>> start SUPPLIED MATERIAL
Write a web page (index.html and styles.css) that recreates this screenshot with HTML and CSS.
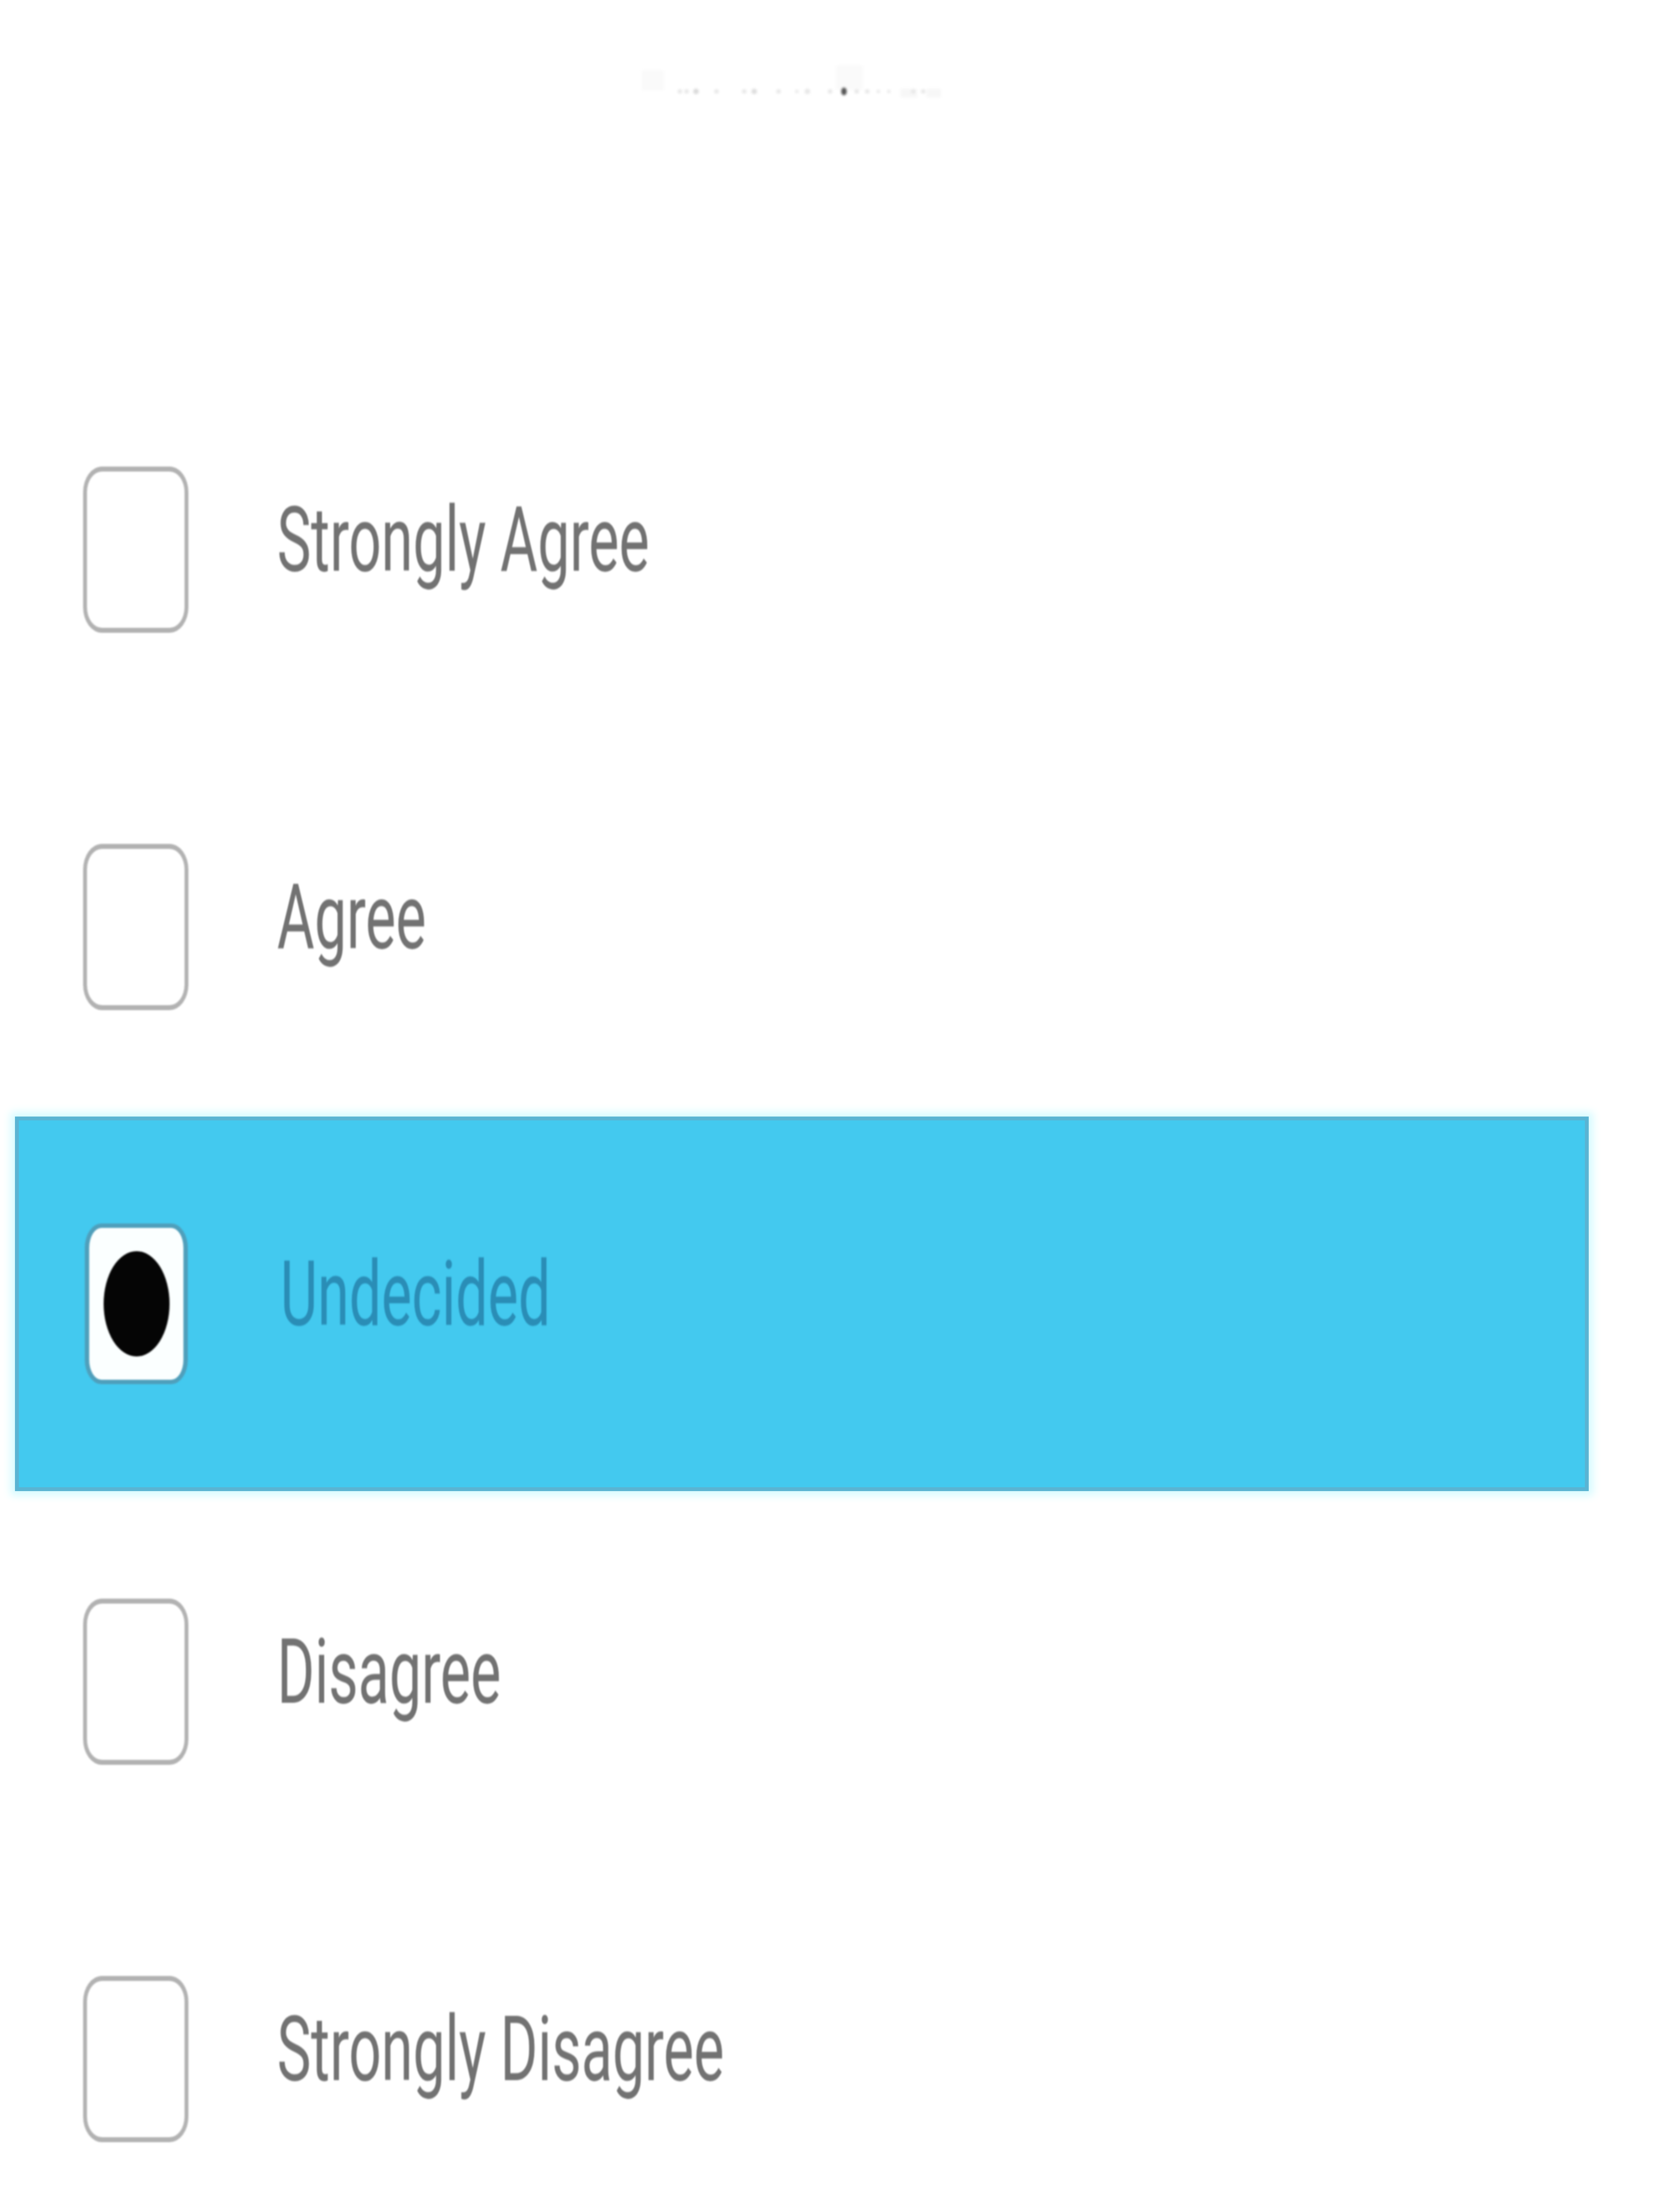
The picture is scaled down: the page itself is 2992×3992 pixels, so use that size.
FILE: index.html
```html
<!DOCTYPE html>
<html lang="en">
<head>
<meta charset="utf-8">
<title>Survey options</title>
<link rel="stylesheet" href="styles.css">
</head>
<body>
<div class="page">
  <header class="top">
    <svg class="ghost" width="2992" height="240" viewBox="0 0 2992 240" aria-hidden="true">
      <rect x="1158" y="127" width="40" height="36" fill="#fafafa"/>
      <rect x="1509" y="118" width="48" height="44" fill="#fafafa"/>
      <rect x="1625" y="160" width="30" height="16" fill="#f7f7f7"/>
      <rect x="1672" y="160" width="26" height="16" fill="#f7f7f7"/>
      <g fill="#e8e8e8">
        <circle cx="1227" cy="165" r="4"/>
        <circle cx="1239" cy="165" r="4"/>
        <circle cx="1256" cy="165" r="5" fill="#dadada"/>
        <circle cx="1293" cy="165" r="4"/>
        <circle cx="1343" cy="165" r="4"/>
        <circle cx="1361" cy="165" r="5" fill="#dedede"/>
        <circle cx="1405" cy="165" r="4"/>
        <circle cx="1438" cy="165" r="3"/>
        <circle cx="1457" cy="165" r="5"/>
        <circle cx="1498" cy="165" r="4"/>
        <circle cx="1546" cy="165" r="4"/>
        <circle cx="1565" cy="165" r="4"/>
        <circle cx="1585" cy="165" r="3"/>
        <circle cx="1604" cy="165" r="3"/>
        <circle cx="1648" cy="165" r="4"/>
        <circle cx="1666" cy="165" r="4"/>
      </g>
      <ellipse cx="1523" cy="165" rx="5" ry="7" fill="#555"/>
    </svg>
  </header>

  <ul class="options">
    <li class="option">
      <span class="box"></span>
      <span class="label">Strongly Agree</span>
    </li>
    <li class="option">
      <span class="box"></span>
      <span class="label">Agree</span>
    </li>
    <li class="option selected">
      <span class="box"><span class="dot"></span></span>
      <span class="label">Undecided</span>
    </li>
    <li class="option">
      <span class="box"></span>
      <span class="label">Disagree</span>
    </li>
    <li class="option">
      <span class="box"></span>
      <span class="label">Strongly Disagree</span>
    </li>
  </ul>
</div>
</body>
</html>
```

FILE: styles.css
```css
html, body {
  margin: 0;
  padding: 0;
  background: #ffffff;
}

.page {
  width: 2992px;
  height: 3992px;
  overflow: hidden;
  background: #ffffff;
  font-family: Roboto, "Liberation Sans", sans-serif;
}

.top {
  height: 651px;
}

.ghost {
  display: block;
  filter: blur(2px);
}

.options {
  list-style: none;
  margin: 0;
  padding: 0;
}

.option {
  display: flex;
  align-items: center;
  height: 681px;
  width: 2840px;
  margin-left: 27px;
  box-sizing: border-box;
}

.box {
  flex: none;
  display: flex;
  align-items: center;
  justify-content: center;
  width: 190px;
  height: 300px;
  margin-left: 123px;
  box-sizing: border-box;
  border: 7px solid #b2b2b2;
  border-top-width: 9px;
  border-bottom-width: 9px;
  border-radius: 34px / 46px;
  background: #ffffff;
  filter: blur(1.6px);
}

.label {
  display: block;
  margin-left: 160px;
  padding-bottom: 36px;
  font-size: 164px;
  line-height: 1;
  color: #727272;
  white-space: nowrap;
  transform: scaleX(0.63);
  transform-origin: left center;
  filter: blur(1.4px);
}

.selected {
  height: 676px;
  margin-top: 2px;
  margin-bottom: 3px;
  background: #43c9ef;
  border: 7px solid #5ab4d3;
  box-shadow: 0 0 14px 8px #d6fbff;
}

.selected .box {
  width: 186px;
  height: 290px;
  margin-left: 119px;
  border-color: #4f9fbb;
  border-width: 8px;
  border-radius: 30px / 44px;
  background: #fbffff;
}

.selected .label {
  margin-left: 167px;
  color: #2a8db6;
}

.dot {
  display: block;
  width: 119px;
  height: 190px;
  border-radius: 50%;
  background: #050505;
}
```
>> end SUPPLIED MATERIAL
_GOAL_:
Go through the listing above and write it all out exactly, leaving out any picture.

_ANSWER TO THE EXERCISE_:
Write a web page (index.html and styles.css) that recreates this screenshot with HTML and CSS.
The picture is scaled down: the page itself is 2992×3992 pixels, so use that size.
FILE: index.html
```html
<!DOCTYPE html>
<html lang="en">
<head>
<meta charset="utf-8">
<title>Survey options</title>
<link rel="stylesheet" href="styles.css">
</head>
<body>
<div class="page">
  <header class="top">
    <svg class="ghost" width="2992" height="240" viewBox="0 0 2992 240" aria-hidden="true">
      <rect x="1158" y="127" width="40" height="36" fill="#fafafa"/>
      <rect x="1509" y="118" width="48" height="44" fill="#fafafa"/>
      <rect x="1625" y="160" width="30" height="16" fill="#f7f7f7"/>
      <rect x="1672" y="160" width="26" height="16" fill="#f7f7f7"/>
      <g fill="#e8e8e8">
        <circle cx="1227" cy="165" r="4"/>
        <circle cx="1239" cy="165" r="4"/>
        <circle cx="1256" cy="165" r="5" fill="#dadada"/>
        <circle cx="1293" cy="165" r="4"/>
        <circle cx="1343" cy="165" r="4"/>
        <circle cx="1361" cy="165" r="5" fill="#dedede"/>
        <circle cx="1405" cy="165" r="4"/>
        <circle cx="1438" cy="165" r="3"/>
        <circle cx="1457" cy="165" r="5"/>
        <circle cx="1498" cy="165" r="4"/>
        <circle cx="1546" cy="165" r="4"/>
        <circle cx="1565" cy="165" r="4"/>
        <circle cx="1585" cy="165" r="3"/>
        <circle cx="1604" cy="165" r="3"/>
        <circle cx="1648" cy="165" r="4"/>
        <circle cx="1666" cy="165" r="4"/>
      </g>
      <ellipse cx="1523" cy="165" rx="5" ry="7" fill="#555"/>
    </svg>
  </header>

  <ul class="options">
    <li class="option">
      <span class="box"></span>
      <span class="label">Strongly Agree</span>
    </li>
    <li class="option">
      <span class="box"></span>
      <span class="label">Agree</span>
    </li>
    <li class="option selected">
      <span class="box"><span class="dot"></span></span>
      <span class="label">Undecided</span>
    </li>
    <li class="option">
      <span class="box"></span>
      <span class="label">Disagree</span>
    </li>
    <li class="option">
      <span class="box"></span>
      <span class="label">Strongly Disagree</span>
    </li>
  </ul>
</div>
</body>
</html>
```

FILE: styles.css
```css
html, body {
  margin: 0;
  padding: 0;
  background: #ffffff;
}

.page {
  width: 2992px;
  height: 3992px;
  overflow: hidden;
  background: #ffffff;
  font-family: Roboto, "Liberation Sans", sans-serif;
}

.top {
  height: 651px;
}

.ghost {
  display: block;
  filter: blur(2px);
}

.options {
  list-style: none;
  margin: 0;
  padding: 0;
}

.option {
  display: flex;
  align-items: center;
  height: 681px;
  width: 2840px;
  margin-left: 27px;
  box-sizing: border-box;
}

.box {
  flex: none;
  display: flex;
  align-items: center;
  justify-content: center;
  width: 190px;
  height: 300px;
  margin-left: 123px;
  box-sizing: border-box;
  border: 7px solid #b2b2b2;
  border-top-width: 9px;
  border-bottom-width: 9px;
  border-radius: 34px / 46px;
  background: #ffffff;
  filter: blur(1.6px);
}

.label {
  display: block;
  margin-left: 160px;
  padding-bottom: 36px;
  font-size: 164px;
  line-height: 1;
  color: #727272;
  white-space: nowrap;
  transform: scaleX(0.63);
  transform-origin: left center;
  filter: blur(1.4px);
}

.selected {
  height: 676px;
  margin-top: 2px;
  margin-bottom: 3px;
  background: #43c9ef;
  border: 7px solid #5ab4d3;
  box-shadow: 0 0 14px 8px #d6fbff;
}

.selected .box {
  width: 186px;
  height: 290px;
  margin-left: 119px;
  border-color: #4f9fbb;
  border-width: 8px;
  border-radius: 30px / 44px;
  background: #fbffff;
}

.selected .label {
  margin-left: 167px;
  color: #2a8db6;
}

.dot {
  display: block;
  width: 119px;
  height: 190px;
  border-radius: 50%;
  background: #050505;
}
```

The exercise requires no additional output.